Task prompt — Find the string "that" in the records. Copy every line it appears in.

Records provided —
● ● ●

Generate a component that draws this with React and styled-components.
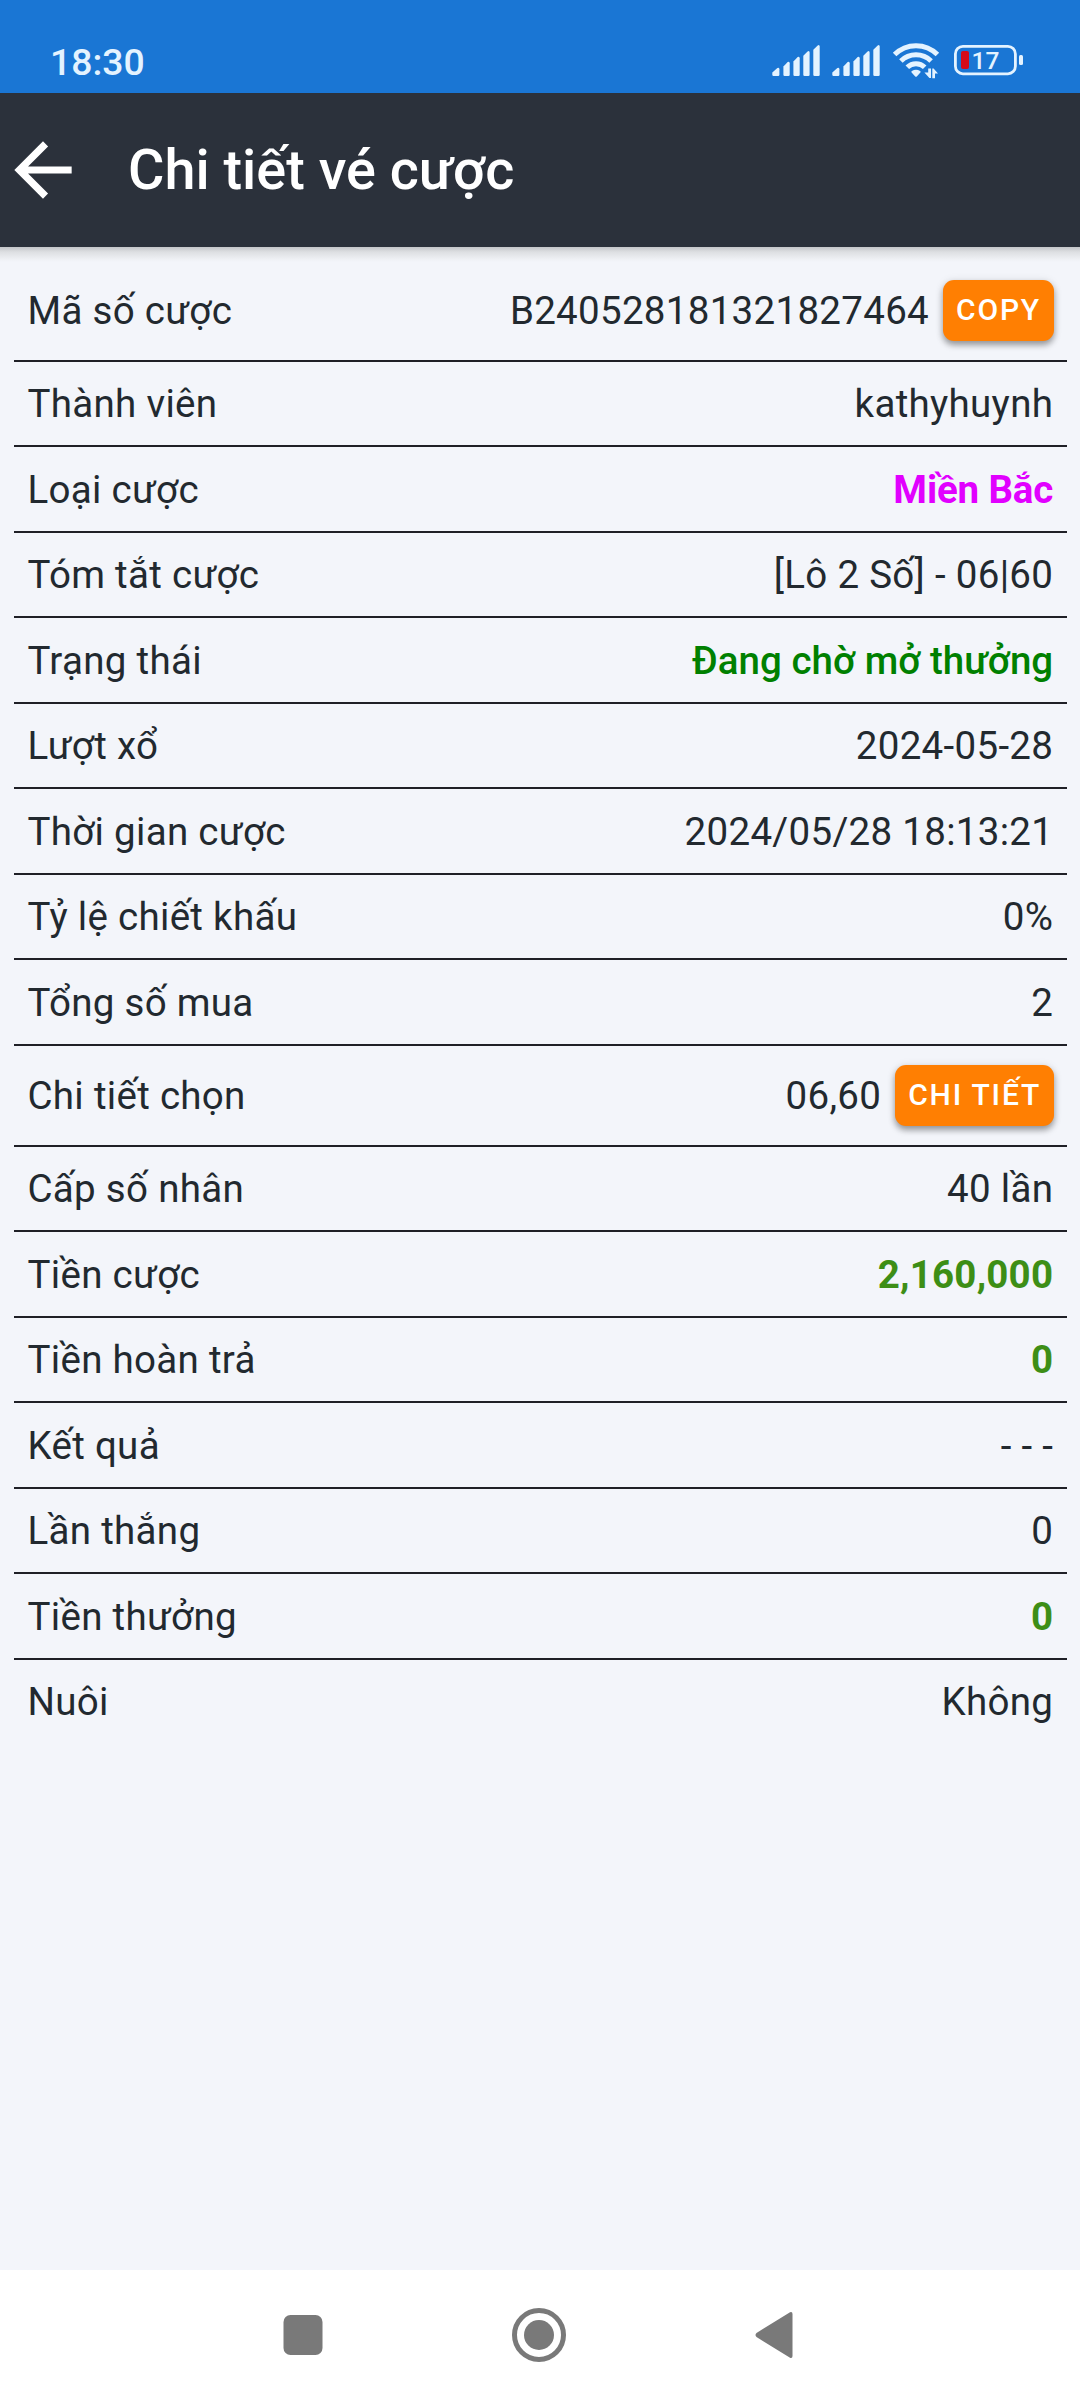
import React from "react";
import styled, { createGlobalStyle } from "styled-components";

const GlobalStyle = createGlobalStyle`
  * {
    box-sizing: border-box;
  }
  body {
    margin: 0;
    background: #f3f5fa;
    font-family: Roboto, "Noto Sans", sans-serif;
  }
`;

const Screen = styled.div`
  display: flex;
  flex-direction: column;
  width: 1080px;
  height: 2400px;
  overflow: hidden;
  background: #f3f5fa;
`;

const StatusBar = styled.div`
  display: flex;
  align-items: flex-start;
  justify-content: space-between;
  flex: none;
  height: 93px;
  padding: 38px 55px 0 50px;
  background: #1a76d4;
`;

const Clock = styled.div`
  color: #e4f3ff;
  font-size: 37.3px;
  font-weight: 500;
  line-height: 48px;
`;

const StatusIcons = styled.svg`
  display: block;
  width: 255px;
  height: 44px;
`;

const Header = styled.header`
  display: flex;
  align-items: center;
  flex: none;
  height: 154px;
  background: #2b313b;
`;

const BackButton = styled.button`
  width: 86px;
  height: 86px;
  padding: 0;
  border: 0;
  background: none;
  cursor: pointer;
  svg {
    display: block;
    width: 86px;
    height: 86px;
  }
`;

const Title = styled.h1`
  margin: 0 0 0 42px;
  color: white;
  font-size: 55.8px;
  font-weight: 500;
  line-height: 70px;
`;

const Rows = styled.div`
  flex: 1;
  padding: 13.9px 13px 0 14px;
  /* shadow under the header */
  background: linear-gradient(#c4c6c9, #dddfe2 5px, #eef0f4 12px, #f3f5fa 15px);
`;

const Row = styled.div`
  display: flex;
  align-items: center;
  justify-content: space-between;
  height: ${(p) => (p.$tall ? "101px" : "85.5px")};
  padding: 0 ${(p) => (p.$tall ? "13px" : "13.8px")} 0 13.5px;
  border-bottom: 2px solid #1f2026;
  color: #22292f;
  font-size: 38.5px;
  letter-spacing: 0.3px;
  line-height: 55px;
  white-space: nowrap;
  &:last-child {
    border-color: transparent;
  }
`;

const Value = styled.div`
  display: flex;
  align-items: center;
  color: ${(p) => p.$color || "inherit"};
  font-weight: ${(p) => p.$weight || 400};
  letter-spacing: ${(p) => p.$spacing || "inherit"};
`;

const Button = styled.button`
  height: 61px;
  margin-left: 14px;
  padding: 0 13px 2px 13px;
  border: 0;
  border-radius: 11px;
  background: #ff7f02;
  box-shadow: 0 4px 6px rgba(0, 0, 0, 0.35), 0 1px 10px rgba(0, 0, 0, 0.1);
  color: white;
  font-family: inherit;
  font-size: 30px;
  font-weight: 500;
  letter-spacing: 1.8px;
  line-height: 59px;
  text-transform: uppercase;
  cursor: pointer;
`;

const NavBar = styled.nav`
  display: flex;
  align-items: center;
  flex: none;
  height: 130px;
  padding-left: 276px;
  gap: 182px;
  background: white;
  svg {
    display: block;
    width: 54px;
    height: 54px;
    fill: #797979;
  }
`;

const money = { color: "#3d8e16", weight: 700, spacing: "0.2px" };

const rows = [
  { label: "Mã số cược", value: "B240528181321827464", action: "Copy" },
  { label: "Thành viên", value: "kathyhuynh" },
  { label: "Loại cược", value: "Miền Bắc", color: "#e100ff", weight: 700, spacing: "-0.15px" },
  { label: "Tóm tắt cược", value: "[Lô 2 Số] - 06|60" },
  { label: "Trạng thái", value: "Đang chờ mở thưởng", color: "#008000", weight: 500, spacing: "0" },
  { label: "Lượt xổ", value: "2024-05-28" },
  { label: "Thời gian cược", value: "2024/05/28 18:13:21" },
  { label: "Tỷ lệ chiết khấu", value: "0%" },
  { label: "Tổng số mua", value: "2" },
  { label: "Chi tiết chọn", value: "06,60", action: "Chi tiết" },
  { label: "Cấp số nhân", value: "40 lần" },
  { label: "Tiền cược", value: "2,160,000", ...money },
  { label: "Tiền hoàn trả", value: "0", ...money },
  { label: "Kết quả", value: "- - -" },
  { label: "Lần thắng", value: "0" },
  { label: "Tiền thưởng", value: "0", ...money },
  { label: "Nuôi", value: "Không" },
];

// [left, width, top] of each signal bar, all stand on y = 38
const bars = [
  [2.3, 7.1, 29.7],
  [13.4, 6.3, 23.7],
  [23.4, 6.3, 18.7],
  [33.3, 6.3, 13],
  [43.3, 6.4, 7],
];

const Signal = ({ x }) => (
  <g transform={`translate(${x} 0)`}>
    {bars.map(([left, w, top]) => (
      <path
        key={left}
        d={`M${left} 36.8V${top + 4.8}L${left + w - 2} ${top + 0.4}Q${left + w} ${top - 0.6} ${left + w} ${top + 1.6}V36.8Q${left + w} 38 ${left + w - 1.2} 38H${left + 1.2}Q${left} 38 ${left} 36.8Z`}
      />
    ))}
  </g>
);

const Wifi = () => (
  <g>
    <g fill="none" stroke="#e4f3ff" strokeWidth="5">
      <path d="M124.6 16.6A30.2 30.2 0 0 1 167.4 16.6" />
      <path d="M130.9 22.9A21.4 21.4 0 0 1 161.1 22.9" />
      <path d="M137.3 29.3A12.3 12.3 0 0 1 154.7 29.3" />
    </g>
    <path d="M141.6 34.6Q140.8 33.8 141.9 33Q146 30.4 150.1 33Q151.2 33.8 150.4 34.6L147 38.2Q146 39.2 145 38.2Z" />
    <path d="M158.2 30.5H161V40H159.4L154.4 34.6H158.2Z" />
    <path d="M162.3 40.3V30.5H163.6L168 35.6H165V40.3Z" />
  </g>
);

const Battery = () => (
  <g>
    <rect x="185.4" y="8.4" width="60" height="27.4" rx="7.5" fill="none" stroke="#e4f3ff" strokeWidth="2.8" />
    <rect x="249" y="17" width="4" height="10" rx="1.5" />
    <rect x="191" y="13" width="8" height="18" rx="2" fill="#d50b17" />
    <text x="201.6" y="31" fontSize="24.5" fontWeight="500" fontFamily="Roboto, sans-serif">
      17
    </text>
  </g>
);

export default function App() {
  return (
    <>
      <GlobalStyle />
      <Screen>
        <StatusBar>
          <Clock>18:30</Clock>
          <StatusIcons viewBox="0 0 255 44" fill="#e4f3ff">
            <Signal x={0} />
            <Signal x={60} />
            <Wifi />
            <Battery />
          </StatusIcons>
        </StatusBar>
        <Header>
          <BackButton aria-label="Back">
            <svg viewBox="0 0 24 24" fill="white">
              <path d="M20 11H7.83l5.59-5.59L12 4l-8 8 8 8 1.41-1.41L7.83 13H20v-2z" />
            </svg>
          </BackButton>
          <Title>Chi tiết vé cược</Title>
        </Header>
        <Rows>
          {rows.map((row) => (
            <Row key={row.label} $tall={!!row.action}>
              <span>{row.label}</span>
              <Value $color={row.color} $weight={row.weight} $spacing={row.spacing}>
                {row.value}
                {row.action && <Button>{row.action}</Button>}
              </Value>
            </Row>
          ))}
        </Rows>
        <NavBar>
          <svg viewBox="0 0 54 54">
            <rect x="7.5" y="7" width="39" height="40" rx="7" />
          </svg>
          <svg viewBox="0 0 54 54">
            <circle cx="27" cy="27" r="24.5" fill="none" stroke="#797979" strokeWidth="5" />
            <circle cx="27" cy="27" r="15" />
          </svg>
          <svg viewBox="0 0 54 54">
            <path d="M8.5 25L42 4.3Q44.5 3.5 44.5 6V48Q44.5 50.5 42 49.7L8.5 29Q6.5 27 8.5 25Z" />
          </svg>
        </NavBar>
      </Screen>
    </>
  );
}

● ● ●

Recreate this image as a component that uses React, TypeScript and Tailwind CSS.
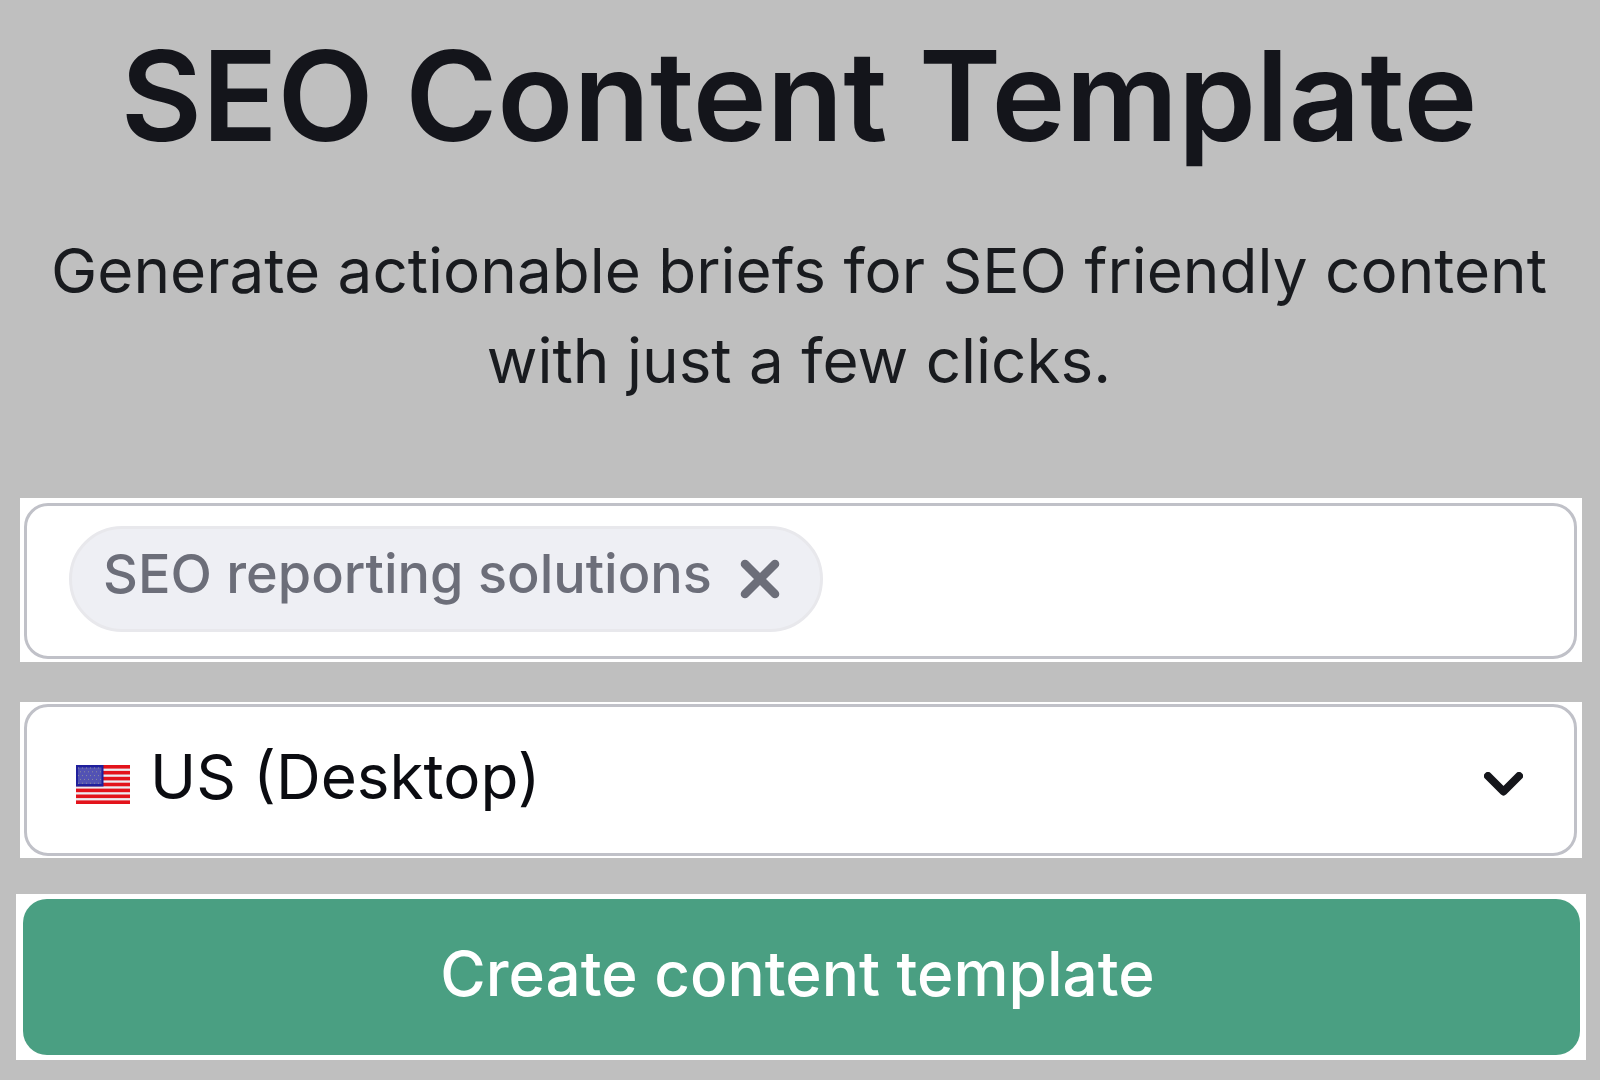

● ● ●

Output for this task —
Generate a component that draws this with React and styled-components.
Recreate this image as a component that uses React, TypeScript and Tailwind CSS.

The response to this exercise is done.